** start RECORDS PROVIDED **

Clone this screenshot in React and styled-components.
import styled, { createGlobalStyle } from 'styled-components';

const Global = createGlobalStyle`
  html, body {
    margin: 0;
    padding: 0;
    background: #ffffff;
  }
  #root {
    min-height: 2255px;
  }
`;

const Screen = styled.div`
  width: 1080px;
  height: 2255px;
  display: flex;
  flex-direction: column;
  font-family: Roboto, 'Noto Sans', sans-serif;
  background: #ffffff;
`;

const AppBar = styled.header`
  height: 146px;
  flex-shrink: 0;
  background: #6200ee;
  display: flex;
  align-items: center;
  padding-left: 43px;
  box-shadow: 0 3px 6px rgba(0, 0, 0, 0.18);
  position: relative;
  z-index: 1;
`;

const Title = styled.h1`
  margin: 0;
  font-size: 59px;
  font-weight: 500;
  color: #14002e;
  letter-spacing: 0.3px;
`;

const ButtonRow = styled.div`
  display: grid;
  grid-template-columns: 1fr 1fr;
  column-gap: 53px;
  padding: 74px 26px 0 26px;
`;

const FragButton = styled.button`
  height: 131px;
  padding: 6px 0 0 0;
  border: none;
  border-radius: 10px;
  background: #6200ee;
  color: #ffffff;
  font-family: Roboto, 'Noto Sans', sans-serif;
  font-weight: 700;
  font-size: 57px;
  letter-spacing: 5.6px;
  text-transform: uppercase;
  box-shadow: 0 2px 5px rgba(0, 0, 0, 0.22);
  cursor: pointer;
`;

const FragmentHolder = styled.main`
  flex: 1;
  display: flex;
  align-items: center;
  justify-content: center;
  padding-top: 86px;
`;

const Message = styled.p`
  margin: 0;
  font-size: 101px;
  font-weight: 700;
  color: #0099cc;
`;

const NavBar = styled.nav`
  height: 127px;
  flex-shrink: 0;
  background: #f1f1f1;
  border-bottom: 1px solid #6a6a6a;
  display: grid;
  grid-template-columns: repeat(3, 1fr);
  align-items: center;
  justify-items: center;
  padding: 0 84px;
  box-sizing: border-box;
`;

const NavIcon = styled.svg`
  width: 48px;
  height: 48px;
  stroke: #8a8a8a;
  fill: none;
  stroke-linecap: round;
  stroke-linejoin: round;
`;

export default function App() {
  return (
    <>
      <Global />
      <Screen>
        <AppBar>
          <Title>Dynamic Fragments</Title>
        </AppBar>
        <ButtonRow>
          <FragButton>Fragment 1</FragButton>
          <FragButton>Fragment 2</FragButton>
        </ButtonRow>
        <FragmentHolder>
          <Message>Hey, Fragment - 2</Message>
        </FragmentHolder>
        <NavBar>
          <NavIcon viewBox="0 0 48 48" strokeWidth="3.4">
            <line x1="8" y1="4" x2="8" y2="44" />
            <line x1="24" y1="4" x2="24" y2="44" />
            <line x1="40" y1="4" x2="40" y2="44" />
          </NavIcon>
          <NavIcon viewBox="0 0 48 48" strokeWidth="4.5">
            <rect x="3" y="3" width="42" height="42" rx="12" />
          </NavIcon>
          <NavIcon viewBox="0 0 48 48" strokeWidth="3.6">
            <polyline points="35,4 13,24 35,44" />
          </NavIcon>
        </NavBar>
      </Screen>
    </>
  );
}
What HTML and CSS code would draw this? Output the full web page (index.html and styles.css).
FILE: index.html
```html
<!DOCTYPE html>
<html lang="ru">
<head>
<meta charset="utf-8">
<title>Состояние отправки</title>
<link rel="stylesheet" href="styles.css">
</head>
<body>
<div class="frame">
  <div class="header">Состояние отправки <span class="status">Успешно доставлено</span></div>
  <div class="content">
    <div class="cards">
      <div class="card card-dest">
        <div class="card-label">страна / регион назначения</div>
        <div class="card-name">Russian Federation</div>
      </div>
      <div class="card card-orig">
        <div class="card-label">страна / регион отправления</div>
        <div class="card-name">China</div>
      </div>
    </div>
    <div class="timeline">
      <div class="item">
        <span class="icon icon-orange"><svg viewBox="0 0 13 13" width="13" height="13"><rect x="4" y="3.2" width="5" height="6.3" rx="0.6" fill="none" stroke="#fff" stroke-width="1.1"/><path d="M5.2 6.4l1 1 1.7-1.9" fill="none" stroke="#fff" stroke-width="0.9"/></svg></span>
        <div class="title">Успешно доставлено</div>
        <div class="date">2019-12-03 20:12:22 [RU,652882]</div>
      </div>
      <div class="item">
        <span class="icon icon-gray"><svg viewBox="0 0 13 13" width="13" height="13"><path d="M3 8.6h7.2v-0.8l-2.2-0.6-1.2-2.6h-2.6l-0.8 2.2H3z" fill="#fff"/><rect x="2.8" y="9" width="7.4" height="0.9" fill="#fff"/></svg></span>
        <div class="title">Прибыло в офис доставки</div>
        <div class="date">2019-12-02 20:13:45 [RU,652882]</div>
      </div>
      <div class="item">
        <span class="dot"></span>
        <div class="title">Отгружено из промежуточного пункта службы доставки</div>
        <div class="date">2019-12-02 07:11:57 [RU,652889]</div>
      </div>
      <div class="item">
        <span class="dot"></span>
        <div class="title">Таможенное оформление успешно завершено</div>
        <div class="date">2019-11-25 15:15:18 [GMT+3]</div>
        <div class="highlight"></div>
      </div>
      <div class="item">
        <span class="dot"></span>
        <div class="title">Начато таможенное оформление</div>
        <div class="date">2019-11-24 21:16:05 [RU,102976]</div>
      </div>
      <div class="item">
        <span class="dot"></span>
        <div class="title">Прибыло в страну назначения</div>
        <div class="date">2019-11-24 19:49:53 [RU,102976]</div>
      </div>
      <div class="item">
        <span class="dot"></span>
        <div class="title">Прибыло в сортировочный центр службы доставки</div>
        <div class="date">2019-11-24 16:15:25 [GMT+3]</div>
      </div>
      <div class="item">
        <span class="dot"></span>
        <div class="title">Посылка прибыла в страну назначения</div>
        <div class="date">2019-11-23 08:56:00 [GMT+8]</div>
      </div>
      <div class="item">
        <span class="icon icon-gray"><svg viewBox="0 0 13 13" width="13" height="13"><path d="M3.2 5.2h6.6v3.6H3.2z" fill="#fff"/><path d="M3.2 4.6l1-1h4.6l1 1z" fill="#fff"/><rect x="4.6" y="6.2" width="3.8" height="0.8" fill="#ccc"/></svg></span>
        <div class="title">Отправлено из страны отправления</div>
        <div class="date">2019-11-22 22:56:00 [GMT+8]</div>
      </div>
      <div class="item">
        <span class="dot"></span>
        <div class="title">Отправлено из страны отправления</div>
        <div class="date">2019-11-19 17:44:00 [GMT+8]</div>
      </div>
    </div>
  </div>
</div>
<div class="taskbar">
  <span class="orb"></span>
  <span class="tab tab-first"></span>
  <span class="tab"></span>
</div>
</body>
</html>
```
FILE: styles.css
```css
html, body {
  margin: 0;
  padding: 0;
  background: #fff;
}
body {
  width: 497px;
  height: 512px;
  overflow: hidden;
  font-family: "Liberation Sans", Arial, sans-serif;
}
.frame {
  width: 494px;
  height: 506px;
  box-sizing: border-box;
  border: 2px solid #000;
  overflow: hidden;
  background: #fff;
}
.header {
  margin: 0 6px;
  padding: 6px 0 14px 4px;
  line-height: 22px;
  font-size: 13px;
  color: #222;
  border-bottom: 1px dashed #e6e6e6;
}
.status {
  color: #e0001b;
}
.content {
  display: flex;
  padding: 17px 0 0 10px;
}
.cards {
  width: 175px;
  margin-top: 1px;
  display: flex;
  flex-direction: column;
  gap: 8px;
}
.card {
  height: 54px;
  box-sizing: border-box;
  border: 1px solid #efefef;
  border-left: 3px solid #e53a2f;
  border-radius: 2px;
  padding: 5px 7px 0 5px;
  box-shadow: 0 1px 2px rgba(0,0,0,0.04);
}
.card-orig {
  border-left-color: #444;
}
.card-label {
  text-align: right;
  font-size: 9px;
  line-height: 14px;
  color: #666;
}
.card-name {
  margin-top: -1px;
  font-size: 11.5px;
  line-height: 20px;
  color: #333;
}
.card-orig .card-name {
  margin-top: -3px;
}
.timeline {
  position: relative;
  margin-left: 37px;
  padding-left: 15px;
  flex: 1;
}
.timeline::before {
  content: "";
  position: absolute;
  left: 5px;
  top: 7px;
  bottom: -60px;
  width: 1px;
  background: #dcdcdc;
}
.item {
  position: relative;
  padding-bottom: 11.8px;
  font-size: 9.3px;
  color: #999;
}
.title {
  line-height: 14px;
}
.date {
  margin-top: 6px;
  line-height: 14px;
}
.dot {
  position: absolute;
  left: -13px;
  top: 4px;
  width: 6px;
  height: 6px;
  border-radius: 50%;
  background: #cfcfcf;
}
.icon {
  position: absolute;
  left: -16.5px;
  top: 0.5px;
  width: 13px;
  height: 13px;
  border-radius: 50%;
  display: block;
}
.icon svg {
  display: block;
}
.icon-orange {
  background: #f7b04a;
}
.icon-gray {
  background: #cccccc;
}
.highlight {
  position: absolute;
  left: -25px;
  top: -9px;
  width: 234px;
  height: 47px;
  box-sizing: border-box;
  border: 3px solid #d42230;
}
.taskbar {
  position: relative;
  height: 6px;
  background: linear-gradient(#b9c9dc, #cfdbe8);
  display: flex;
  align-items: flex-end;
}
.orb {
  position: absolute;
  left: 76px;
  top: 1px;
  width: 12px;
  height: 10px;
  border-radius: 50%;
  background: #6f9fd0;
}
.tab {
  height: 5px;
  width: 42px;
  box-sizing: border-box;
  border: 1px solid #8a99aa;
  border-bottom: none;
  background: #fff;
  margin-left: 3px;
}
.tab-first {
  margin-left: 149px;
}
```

** end RECORDS PROVIDED **

(THE REQUEST): Extract from the data every line where "components" shows up.

(ANSWER FOR THIS EXERCISE):
Clone this screenshot in React and styled-components.
import styled, { createGlobalStyle } from 'styled-components';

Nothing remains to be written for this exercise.